(Interface markup and scripts)
□ □ □

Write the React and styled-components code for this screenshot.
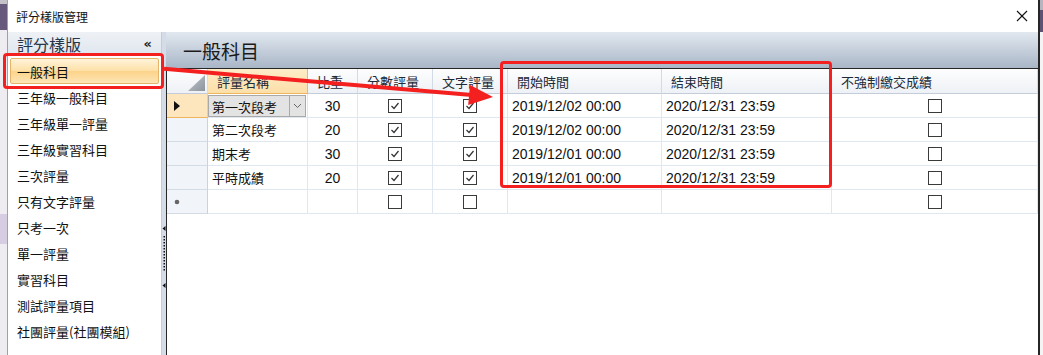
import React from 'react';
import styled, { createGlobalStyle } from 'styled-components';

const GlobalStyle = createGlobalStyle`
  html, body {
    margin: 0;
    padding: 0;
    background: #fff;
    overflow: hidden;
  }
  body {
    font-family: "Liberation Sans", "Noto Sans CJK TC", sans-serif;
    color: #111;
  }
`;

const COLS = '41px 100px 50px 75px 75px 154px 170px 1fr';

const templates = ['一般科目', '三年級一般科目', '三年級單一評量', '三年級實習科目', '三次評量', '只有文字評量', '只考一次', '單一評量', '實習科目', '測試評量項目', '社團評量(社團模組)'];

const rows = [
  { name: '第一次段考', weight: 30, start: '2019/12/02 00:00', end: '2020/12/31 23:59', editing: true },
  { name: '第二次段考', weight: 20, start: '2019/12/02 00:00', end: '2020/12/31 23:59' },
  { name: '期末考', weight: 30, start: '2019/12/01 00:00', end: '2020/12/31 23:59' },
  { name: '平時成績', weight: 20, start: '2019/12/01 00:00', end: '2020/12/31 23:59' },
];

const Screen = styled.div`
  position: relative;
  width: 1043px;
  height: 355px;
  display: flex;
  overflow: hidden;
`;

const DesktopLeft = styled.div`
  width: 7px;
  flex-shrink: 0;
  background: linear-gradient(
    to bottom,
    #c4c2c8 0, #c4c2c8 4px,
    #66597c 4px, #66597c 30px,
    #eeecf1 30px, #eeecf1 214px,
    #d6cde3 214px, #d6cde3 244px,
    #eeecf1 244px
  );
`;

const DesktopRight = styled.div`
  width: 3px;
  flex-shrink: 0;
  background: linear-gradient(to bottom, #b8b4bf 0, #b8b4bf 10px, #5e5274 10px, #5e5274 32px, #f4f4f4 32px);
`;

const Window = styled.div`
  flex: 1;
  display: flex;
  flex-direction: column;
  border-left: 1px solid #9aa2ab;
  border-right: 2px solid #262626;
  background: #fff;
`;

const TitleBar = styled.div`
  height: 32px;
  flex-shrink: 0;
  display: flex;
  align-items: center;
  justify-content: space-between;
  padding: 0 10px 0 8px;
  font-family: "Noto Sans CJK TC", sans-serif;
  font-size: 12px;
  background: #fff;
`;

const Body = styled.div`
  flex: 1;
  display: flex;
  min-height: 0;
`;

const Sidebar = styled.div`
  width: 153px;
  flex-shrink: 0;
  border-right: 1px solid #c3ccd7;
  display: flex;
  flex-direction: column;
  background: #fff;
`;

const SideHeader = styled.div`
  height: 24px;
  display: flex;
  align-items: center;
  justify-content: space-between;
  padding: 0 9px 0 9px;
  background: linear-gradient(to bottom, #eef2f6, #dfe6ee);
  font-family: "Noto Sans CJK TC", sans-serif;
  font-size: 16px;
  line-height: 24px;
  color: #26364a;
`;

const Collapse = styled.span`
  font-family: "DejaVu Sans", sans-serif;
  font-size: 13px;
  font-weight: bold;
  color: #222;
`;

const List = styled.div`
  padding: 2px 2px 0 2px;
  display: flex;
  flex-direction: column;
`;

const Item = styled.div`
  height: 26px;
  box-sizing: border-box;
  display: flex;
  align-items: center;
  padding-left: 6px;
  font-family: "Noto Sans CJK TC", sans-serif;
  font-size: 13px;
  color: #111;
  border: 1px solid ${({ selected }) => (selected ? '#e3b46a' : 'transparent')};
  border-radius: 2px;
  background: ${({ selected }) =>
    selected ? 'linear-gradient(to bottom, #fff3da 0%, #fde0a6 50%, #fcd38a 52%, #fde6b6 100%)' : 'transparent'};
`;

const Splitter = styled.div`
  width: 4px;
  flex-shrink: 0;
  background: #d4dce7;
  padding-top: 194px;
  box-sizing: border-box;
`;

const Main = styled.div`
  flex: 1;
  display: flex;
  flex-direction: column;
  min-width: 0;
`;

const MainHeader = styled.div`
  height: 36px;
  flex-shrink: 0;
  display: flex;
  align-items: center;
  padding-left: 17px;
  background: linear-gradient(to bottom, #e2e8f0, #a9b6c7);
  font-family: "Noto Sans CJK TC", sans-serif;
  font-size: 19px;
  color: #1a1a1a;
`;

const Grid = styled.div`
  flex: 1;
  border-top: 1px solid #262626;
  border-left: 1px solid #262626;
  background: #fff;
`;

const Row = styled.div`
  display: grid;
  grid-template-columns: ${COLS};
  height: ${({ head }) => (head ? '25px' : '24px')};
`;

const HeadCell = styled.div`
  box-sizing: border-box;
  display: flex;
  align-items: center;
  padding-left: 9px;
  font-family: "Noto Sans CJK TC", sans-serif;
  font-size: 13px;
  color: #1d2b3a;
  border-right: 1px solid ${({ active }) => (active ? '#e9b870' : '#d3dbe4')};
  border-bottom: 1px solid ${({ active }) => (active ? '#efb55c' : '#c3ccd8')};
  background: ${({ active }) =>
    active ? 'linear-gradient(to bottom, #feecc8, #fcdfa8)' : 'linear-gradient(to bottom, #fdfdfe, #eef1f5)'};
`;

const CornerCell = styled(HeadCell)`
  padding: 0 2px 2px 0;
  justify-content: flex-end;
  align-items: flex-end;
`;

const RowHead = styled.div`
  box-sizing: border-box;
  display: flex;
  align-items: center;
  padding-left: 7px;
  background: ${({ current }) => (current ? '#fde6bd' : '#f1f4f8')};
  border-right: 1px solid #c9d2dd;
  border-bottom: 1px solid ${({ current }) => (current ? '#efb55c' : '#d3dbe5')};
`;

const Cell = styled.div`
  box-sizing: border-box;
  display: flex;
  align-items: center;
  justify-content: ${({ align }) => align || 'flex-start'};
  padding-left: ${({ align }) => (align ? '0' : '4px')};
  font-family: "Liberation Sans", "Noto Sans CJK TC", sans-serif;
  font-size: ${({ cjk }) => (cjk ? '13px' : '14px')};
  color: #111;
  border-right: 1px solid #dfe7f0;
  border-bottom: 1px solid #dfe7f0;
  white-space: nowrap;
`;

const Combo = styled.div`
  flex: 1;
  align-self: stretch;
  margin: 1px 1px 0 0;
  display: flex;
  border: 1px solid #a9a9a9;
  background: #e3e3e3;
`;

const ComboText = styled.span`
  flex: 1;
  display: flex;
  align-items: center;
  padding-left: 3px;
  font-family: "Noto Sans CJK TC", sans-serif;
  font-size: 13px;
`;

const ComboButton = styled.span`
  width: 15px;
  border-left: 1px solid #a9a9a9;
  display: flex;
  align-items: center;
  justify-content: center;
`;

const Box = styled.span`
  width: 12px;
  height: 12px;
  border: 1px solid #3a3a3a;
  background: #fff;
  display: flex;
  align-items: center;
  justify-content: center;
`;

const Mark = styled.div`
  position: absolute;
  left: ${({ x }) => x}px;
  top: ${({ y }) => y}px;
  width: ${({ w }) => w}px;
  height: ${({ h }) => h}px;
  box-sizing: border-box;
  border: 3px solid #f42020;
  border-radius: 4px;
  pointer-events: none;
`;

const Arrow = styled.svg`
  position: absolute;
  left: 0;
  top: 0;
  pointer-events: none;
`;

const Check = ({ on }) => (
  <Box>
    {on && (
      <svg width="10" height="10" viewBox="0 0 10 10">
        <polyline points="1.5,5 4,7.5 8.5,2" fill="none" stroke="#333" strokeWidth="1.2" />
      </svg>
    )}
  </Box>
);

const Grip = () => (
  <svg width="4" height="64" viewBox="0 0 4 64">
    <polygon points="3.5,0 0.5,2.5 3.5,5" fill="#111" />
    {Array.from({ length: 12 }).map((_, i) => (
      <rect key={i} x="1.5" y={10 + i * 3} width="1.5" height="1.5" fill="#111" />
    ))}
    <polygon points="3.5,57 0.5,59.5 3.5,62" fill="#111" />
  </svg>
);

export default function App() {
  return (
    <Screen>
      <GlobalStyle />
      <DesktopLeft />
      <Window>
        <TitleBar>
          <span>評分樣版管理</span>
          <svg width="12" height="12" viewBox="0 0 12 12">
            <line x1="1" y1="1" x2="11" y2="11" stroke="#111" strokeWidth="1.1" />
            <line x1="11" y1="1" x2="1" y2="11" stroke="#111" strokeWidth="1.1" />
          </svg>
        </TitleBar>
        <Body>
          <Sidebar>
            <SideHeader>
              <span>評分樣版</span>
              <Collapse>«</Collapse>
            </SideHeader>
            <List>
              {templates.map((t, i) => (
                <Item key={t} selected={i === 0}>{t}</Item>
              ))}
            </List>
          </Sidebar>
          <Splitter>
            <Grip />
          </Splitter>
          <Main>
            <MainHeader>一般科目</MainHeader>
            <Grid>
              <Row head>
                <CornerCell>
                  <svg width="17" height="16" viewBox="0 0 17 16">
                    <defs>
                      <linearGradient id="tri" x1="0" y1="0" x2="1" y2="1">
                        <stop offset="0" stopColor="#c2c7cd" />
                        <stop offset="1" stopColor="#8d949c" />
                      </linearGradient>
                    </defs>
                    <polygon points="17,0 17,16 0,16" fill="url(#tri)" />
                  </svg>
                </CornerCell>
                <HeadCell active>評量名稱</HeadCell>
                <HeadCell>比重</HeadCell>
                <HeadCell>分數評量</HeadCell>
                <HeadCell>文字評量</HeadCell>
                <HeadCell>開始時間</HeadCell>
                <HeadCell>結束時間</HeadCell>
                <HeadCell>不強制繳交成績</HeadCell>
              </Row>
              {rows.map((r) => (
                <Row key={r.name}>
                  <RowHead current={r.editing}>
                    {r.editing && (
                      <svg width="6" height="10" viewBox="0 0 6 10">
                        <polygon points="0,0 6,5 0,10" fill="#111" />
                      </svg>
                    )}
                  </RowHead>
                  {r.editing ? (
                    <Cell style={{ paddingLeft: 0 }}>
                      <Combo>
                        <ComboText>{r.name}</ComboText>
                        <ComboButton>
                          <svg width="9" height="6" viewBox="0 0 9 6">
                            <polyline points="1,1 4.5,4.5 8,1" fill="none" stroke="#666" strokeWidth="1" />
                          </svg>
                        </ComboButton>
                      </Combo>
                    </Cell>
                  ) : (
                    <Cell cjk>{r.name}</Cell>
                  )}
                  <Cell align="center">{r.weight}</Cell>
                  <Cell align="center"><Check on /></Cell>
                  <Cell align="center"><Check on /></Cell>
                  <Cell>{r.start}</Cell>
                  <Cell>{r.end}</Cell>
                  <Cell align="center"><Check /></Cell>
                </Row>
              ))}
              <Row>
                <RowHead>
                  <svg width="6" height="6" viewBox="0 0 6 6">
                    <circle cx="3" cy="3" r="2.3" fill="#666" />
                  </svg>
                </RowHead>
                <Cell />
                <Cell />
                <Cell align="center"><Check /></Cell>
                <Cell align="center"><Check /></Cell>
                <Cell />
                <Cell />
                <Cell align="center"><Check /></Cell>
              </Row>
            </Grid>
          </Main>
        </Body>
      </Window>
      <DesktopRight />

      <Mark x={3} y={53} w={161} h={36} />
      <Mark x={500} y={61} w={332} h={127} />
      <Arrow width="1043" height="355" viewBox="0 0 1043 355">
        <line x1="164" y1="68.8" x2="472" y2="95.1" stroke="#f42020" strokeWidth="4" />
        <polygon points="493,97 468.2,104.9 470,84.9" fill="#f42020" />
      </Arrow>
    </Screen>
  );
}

□ □ □

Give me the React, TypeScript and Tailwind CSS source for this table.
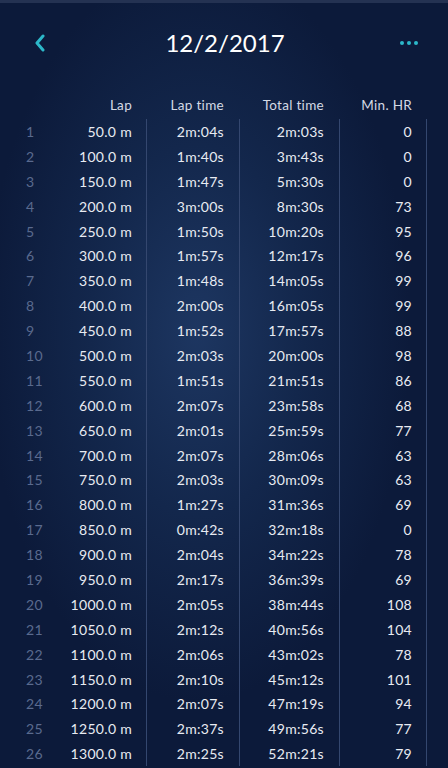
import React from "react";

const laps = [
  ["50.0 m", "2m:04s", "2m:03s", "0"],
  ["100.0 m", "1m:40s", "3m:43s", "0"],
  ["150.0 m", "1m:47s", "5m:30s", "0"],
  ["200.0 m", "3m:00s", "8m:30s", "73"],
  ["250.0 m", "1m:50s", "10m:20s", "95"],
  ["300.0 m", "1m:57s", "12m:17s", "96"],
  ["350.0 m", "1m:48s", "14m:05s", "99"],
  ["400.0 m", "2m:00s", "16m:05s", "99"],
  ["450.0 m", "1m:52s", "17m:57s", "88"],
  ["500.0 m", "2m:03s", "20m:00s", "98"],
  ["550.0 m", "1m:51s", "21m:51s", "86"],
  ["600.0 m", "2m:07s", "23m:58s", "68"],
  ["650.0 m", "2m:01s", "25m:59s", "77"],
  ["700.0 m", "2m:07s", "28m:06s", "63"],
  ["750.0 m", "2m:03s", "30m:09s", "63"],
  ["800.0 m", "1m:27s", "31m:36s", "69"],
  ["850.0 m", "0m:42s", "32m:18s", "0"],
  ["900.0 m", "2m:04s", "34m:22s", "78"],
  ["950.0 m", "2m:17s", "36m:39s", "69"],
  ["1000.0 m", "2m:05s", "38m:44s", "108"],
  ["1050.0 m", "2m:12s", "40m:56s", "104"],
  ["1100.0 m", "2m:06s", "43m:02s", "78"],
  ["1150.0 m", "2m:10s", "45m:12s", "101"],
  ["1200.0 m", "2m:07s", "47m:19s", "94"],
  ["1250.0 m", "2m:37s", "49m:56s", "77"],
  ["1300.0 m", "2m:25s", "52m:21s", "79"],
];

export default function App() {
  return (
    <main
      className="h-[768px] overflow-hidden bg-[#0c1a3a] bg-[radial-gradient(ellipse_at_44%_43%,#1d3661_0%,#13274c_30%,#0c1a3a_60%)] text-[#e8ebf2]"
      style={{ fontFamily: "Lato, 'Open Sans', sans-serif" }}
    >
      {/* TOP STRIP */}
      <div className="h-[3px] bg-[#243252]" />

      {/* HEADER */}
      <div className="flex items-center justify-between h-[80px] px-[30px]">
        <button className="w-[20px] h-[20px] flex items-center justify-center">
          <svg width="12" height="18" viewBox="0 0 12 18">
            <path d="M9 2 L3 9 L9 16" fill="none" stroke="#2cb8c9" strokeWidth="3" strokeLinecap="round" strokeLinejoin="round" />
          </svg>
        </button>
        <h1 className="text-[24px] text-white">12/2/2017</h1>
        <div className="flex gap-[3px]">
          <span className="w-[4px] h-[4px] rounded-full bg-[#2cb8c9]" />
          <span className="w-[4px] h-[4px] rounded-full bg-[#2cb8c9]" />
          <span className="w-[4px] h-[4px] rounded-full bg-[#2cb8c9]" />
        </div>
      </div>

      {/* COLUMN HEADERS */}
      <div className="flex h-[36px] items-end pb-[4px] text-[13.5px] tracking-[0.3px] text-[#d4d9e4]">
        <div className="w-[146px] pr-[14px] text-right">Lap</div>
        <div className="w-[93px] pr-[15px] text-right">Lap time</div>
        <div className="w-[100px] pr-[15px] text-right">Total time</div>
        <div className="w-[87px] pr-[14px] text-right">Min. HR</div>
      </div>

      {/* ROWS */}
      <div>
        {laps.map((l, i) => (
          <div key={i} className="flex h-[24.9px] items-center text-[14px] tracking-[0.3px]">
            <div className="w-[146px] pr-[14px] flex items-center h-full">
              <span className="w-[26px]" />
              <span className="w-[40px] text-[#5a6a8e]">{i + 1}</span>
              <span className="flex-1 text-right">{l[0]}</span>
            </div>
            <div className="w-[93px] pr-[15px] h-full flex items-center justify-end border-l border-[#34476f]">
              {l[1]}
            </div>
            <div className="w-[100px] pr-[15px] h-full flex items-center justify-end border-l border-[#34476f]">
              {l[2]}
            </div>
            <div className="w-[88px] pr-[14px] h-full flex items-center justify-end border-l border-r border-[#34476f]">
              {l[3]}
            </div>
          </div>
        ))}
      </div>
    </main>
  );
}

□ □ □

REQUIREMENT
In the listing above, find the lines holding the word "React" and copy them.

EXERCISE RESULT
Write the React and styled-components code for this screenshot.
import React from 'react';
Give me the React, TypeScript and Tailwind CSS source for this table.
import React from "react";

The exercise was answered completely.